Perfect and totally agree:
“The best way to use RRSPs in your favour is to put the money into the RRSP when you are in a higher marginal tax rate and take the money out when you are in a lower marginal tax rate.”
RRSP, and by the way all other RRIF, TFSA are a fraud. It’s a scheme imagined by bankers and the politicians in their payroll to keep us in perpetual poverty, trying to fool ourselves how to find the best ways to pay less taxes. The game is rigged. Whatever you do -if you put your money into these ponzi-schemes- will not help to escape the trap set up by these people. If you think about it, the real inflation rate of necessities -Food and energy- is well above the official figure. So, taking that into account, plus the threat of increased tax rate down the line, makes pouring your hard earned money into those accounts an act of self destruction. Last thing, if you think the billions poured by people into those type of accounts are still there, waiting of them to retire, you are a complete fool. The money is gone. Canadian banks have been bailed out by taxpayers money to the tune of 114 billions so far, that’s the official figure available. They expect new contributors-or fools- to give them fresh money, so they can pay those who withdraw their money today. This is the definition of Ponzi-scheme. How long this can last, nobody knows, but it will end one day, and there will be a lot of unhappy people that day.

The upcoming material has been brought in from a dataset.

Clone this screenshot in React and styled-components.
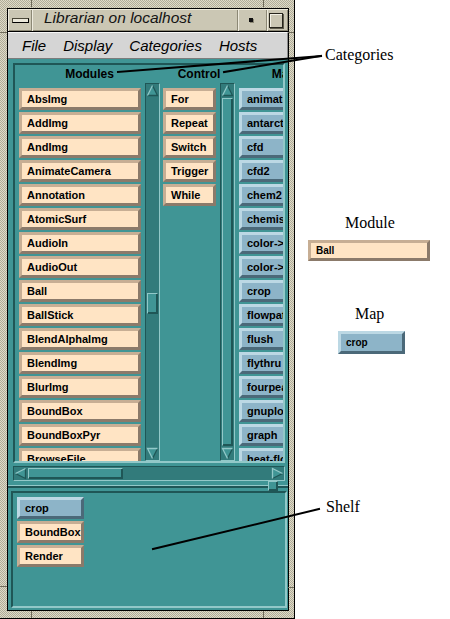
import React from "react";
import styled, { createGlobalStyle } from "styled-components";

const GlobalStyle = createGlobalStyle`
  html, body { margin: 0; padding: 0; background: #ffffff; }
  body { font-family: "Liberation Sans", Arial, Helvetica, sans-serif; }
  *, *::before, *::after { box-sizing: border-box; }
`;

const C = {
  teal: "#409595",
  trough: "#327b7b",
  shadow: "#1f5656",
  light: "#92c8c8",
  peach: "#ffe4c4",
  peachLight: "#c7ae94",
  peachDark: "#8b7a6a",
  blue: "#8db4c8",
  blueLight: "#bcd8e4",
  blueDark: "#4b6979",
  beige: "#cbc7b4",
  menu: "#d5d5d5",
};

const SANS = `"Liberation Sans", Arial, Helvetica, sans-serif`;
const SERIF = `"Liberation Serif", "Times New Roman", serif`;

const Page = styled.div`
  position: relative;
  display: flex;
  width: 450px;
  height: 619px;
  overflow: hidden;
  background: #fff;
`;

const Frame = styled.div`
  position: relative;
  flex: none;
  width: 295px;
  height: 619px;
  padding: 8px 5px 7px 7px;
  border-right: 1px solid #000;
  border-bottom: 1px solid #000;
  background-color: #c9c5b1;
  background-image: repeating-conic-gradient(#dedac8 0% 25%, #b0ac98 0% 50%);
  background-size: 2px 2px;
`;

const Notch = styled.span`
  position: absolute;
  left: ${(p) => p.$x}px;
  top: ${(p) => p.$y}px;
  width: ${(p) => p.$w}px;
  height: ${(p) => p.$h}px;
  background: #6f6b5a;
`;

const Client = styled.div`
  display: flex;
  flex-direction: column;
  height: 100%;
  border: 1px solid #000;
  background: ${C.teal};
`;

/* ---------- title bar ---------- */
const TitleBar = styled.div`
  flex: none;
  display: flex;
  height: 23px;
  border-bottom: 1px solid #000;
  background: ${C.beige};
`;

const TitleCell = styled.div`
  flex: ${(p) => (p.$grow ? 1 : "none")};
  width: ${(p) => (p.$w ? `${p.$w}px` : "auto")};
  display: flex;
  align-items: center;
  justify-content: ${(p) => p.$justify || "center"};
  padding-left: ${(p) => p.$pad || 0}px;
  box-shadow: inset 1px 1px #eeebde, inset -1px -1px #8c8875;
`;

const TitleText = styled.span`
  align-self: flex-start;
  font: italic 15.5px/18px ${SANS};
  color: #141414;
  white-space: nowrap;
`;

const MenuGlyph = styled.span`
  display: block;
  width: 17px;
  height: 5px;
  background: #ebe8da;
  border: 1px solid #4a4738;
  border-right-color: #000;
  border-bottom-color: #000;
`;

const IconDot = styled.span`
  display: block;
  width: 4px;
  height: 4px;
  background: #111;
  box-shadow: 1px 1px #8c8875;
  margin-right: 3px;
`;

const MaxGlyph = styled.span`
  display: block;
  width: 14px;
  height: 15px;
  border: 1px solid #26241c;
  box-shadow: inset 1px 1px #f3f1e6, 1px 1px #5f5c4c;
  background: ${C.beige};
`;

/* ---------- menu bar ---------- */
const MenuBar = styled.div`
  flex: none;
  display: flex;
  gap: 17px;
  height: 27px;
  padding-left: 14px;
  background: ${C.menu};
  border-top: 1px solid #f6f6f6;
  border-bottom: 1px solid #7c7c7c;
  border-right: 1px solid #8c8c8c;
`;

const MenuItem = styled.span`
  font: italic 15px/25px ${SANS};
  color: #000;
  white-space: nowrap;
`;

/* ---------- main teal area ---------- */
const Main = styled.div`
  flex: 1;
  display: flex;
  flex-direction: column;
  min-height: 0;
  background: ${C.teal};
`;

const ListPane = styled.div`
  flex: none;
  display: flex;
  height: 400px;
  margin: 4px 3px 0 5px;
  padding-left: 4px;
  border: 2px solid;
  border-color: ${C.shadow} ${C.light} ${C.light} ${C.shadow};
  overflow: hidden;
`;

const Group = styled.div`
  flex: none;
  display: flex;
  flex-direction: column;
  margin-left: ${(p) => p.$gap || 0}px;
`;

const GroupHeader = styled.div`
  flex: none;
  height: 18px;
  font: bold 12px/18px ${SANS};
  color: #000;
  text-align: center;
  white-space: nowrap;
`;

const GroupBody = styled.div`
  flex: 1;
  display: flex;
  gap: 4px;
  min-height: 0;
`;

const List = styled.div`
  flex: none;
  width: ${(p) => p.$w}px;
  display: flex;
  flex-direction: column;
  gap: 2px;
  padding-top: 5px;
  overflow: hidden;
`;

const Button = styled.div`
  flex: none;
  display: flex;
  align-items: center;
  width: ${(p) => p.$w}px;
  height: ${(p) => p.$h || 22}px;
  padding-left: 5px;
  border: 3px solid;
  border-color: ${(p) =>
    p.$kind === "map"
      ? `${C.blueLight} ${C.blueDark} ${C.blueDark} ${C.blueLight}`
      : `${C.peachLight} ${C.peachDark} ${C.peachDark} ${C.peachLight}`};
  background: ${(p) => (p.$kind === "map" ? C.blue : C.peach)};
  font-family: ${SANS};
  font-weight: bold;
  font-size: ${(p) => p.$size || 11}px;
  color: #000;
  white-space: nowrap;
  overflow: hidden;
`;

/* ---------- scrollbars ---------- */
const VScroll = styled.div`
  flex: none;
  display: flex;
  flex-direction: column;
  width: 15px;
  border: 1px solid;
  border-color: ${C.shadow} ${C.light} ${C.light} ${C.shadow};
  background: ${C.trough};
`;

const HScroll = styled.div`
  flex: none;
  display: flex;
  height: 15px;
  margin: 3px 3px 0 5px;
  border: 1px solid;
  border-color: ${C.shadow} ${C.light} ${C.light} ${C.shadow};
  background: ${C.trough};
`;

const Track = styled.div`
  flex: 1;
  display: flex;
  flex-direction: ${(p) => (p.$horizontal ? "row" : "column")};
  padding: 1px;
  min-width: 0;
  min-height: 0;
`;

const Thumb = styled.div`
  flex: ${(p) => (p.$fill ? 1 : "none")};
  ${(p) =>
    p.$horizontal
      ? `width: ${p.$size}px; margin-left: ${p.$offset || 0}px;`
      : p.$fill
      ? ""
      : `height: ${p.$size}px; margin-top: ${p.$offset || 0}px;`}
  border: 1px solid;
  border-color: ${C.light} ${C.shadow} ${C.shadow} ${C.light};
  box-shadow: inset -1px -1px ${C.shadow};
  background: ${C.teal};
`;

const ArrowBox = styled.svg`
  flex: none;
  display: block;
`;

const ARROWS = {
  up: { pts: "6.5,1.5 11.5,11.5 1.5,11.5", light: "1.5,11.5 6.5,1.5", dark: "6.5,1.5 11.5,11.5 1.5,11.5" },
  down: { pts: "1.5,1.5 11.5,1.5 6.5,11.5", light: "6.5,11.5 1.5,1.5 11.5,1.5", dark: "11.5,1.5 6.5,11.5" },
  left: { pts: "1.5,6.5 11.5,1.5 11.5,11.5", light: "1.5,6.5 11.5,1.5", dark: "11.5,1.5 11.5,11.5 1.5,6.5" },
  right: { pts: "1.5,1.5 11.5,6.5 1.5,11.5", light: "1.5,11.5 1.5,1.5 11.5,6.5", dark: "11.5,6.5 1.5,11.5" },
};

function Arrow({ dir }) {
  const a = ARROWS[dir];
  return (
    <ArrowBox viewBox="0 0 13 13" width="13" height="13">
      <polygon points={a.pts} fill={C.teal} />
      <polyline points={a.dark} fill="none" stroke={C.shadow} strokeWidth="1.3" />
      <polyline points={a.light} fill="none" stroke={C.light} strokeWidth="1.3" />
    </ArrowBox>
  );
}

function VerticalScrollbar({ offset, size, fill }) {
  return (
    <VScroll>
      <Arrow dir="up" />
      <Track>
        <Thumb $offset={offset} $size={size} $fill={fill} />
      </Track>
      <Arrow dir="down" />
    </VScroll>
  );
}

/* ---------- sash & shelf ---------- */
const Sash = styled.div`
  flex: none;
  display: flex;
  align-items: center;
  height: 10px;
`;

const SashLine = styled.div`
  flex: ${(p) => (p.$w ? "none" : 1)};
  width: ${(p) => (p.$w ? `${p.$w}px` : "auto")};
  height: 3px;
  border-top: 1px solid ${C.light};
  border-bottom: 2px solid ${C.shadow};
`;

const SashHandle = styled.div`
  flex: none;
  width: 10px;
  height: 10px;
  border: 1px solid;
  border-color: ${C.light} ${C.shadow} ${C.shadow} ${C.light};
  box-shadow: inset -1px -1px ${C.shadow};
  background: ${C.teal};
`;

const ShelfPane = styled.div`
  flex: none;
  display: flex;
  flex-direction: column;
  gap: 2px;
  height: 117px;
  margin: 0 1px 0 3px;
  padding: 4px;
  border: 2px solid;
  border-color: ${C.shadow} ${C.light} ${C.light} ${C.shadow};
`;

/* ---------- annotations ---------- */
const Side = styled.div`
  flex: 1;
  display: flex;
  flex-direction: column;
  align-items: flex-start;
`;

const Note = styled.div`
  margin-top: ${(p) => p.$top}px;
  margin-left: ${(p) => p.$left}px;
  font: 16px/18px ${SERIF};
  color: #000;
  white-space: nowrap;
`;

const Placed = styled.div`
  margin-top: ${(p) => p.$top}px;
  margin-left: ${(p) => p.$left}px;
`;

const Leaders = styled.svg`
  position: absolute;
  left: 0;
  top: 0;
  pointer-events: none;
`;

/* ---------- data ---------- */
const MODULES = [
  "AbsImg", "AddImg", "AndImg", "AnimateCamera", "Annotation", "AtomicSurf",
  "AudioIn", "AudioOut", "Ball", "BallStick", "BlendAlphaImg", "BlendImg",
  "BlurImg", "BoundBox", "BoundBoxPyr", "BrowseFile",
];
const CONTROL = ["For", "Repeat", "Switch", "Trigger", "While"];
const MAPS = [
  "animation", "antarctica", "cfd", "cfd2", "chem2", "chemistry", "color->gray",
  "color->rgb", "crop", "flowpaths", "flush", "flythru", "fourpeaks", "gnuplot",
  "graph", "heat-flow",
];

export default function App() {
  return (
    <>
      <GlobalStyle />
      <Page>
        <Frame>
          <Notch $x={31} $y={0} $w={1} $h={7} />
          <Notch $x={263} $y={0} $w={1} $h={7} />
          <Notch $x={31} $y={611} $w={1} $h={7} />
          <Notch $x={263} $y={611} $w={1} $h={7} />
          <Notch $x={0} $y={32} $w={7} $h={1} />
          <Notch $x={0} $y={586} $w={7} $h={1} />
          <Notch $x={288} $y={32} $w={6} $h={1} />
          <Notch $x={288} $y={587} $w={6} $h={1} />
          <Client>
            <TitleBar>
              <TitleCell $w={24}>
                <MenuGlyph />
              </TitleCell>
              <TitleCell $grow $justify="flex-start" $pad={12}>
                <TitleText>Librarian on localhost</TitleText>
              </TitleCell>
              <TitleCell $w={29}>
                <IconDot />
              </TitleCell>
              <TitleCell $w={21} $justify="flex-start" $pad={2}>
                <MaxGlyph />
              </TitleCell>
            </TitleBar>
            <MenuBar>
              <MenuItem>File</MenuItem>
              <MenuItem>Display</MenuItem>
              <MenuItem>Categories</MenuItem>
              <MenuItem>Hosts</MenuItem>
            </MenuBar>
            <Main>
              <ListPane>
                <Group>
                  <GroupHeader>Modules</GroupHeader>
                  <GroupBody>
                    <List $w={122}>
                      {MODULES.map((m) => (
                        <Button key={m} $w={122}>{m}</Button>
                      ))}
                    </List>
                    <VerticalScrollbar offset={195} size={21} />
                  </GroupBody>
                </Group>
                <Group $gap={3}>
                  <GroupHeader>Control</GroupHeader>
                  <GroupBody>
                    <List $w={53}>
                      {CONTROL.map((m) => (
                        <Button key={m} $w={53}>{m}</Button>
                      ))}
                    </List>
                    <VerticalScrollbar fill />
                  </GroupBody>
                </Group>
                <Group $gap={4}>
                  <GroupHeader>Maps</GroupHeader>
                  <GroupBody>
                    <List $w={77}>
                      {MAPS.map((m) => (
                        <Button key={m} $w={77} $kind="map">{m}</Button>
                      ))}
                    </List>
                    <VerticalScrollbar offset={0} size={60} />
                  </GroupBody>
                </Group>
              </ListPane>
              <HScroll>
                <Arrow dir="left" />
                <Track $horizontal>
                  <Thumb $horizontal $offset={0} $size={95} />
                </Track>
                <Arrow dir="right" />
              </HScroll>
              <Sash>
                <SashLine />
                <SashHandle />
                <SashLine $w={10} />
              </Sash>
              <ShelfPane>
                <Button $w={67} $kind="map">crop</Button>
                <Button $w={67}>BoundBox</Button>
                <Button $w={67}>Render</Button>
              </ShelfPane>
            </Main>
          </Client>
        </Frame>
        <Side>
          <Note $top={46} $left={30}>Categories</Note>
          <Note $top={150} $left={50}>Module</Note>
          <Placed $top={8} $left={13}>
            <Button $w={122} $h={21} $size={10}>Ball</Button>
          </Placed>
          <Note $top={44} $left={60}>Map</Note>
          <Placed $top={8} $left={43}>
            <Button $w={67} $h={23} $size={10} $kind="map">crop</Button>
          </Placed>
          <Note $top={144} $left={31}>Shelf</Note>
        </Side>
        <Leaders width="450" height="619" viewBox="0 0 450 619">
          <g stroke="#000" strokeWidth="2" strokeLinecap="square">
            <line x1="118" y1="72" x2="321" y2="56" />
            <line x1="224" y1="72" x2="321" y2="56" />
            <line x1="153" y1="549" x2="319" y2="509" />
          </g>
        </Leaders>
      </Page>
    </>
  );
}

Agreed that the RRSP/RRIF is somewhat of a fraud, as investors are blinded by the illusion of a tax refund due to a lack of understanding of the difference between after tax funds (in your pocket) and before tax funds (in your RRSP/RRIF). I can give you an illustration where cash in a sock under your mattress outperforms the RRSP, for the foolish and uninitiated who choose to squander their tax refund.
The TFSA on the other hand works exactly as advertised.
So what in your opinion is the preferred alternative?
I have a question for you. Could you please tell me if I take money from my RSP and put it in my spouse RSP does that reduce my income for GIS calculation purposes?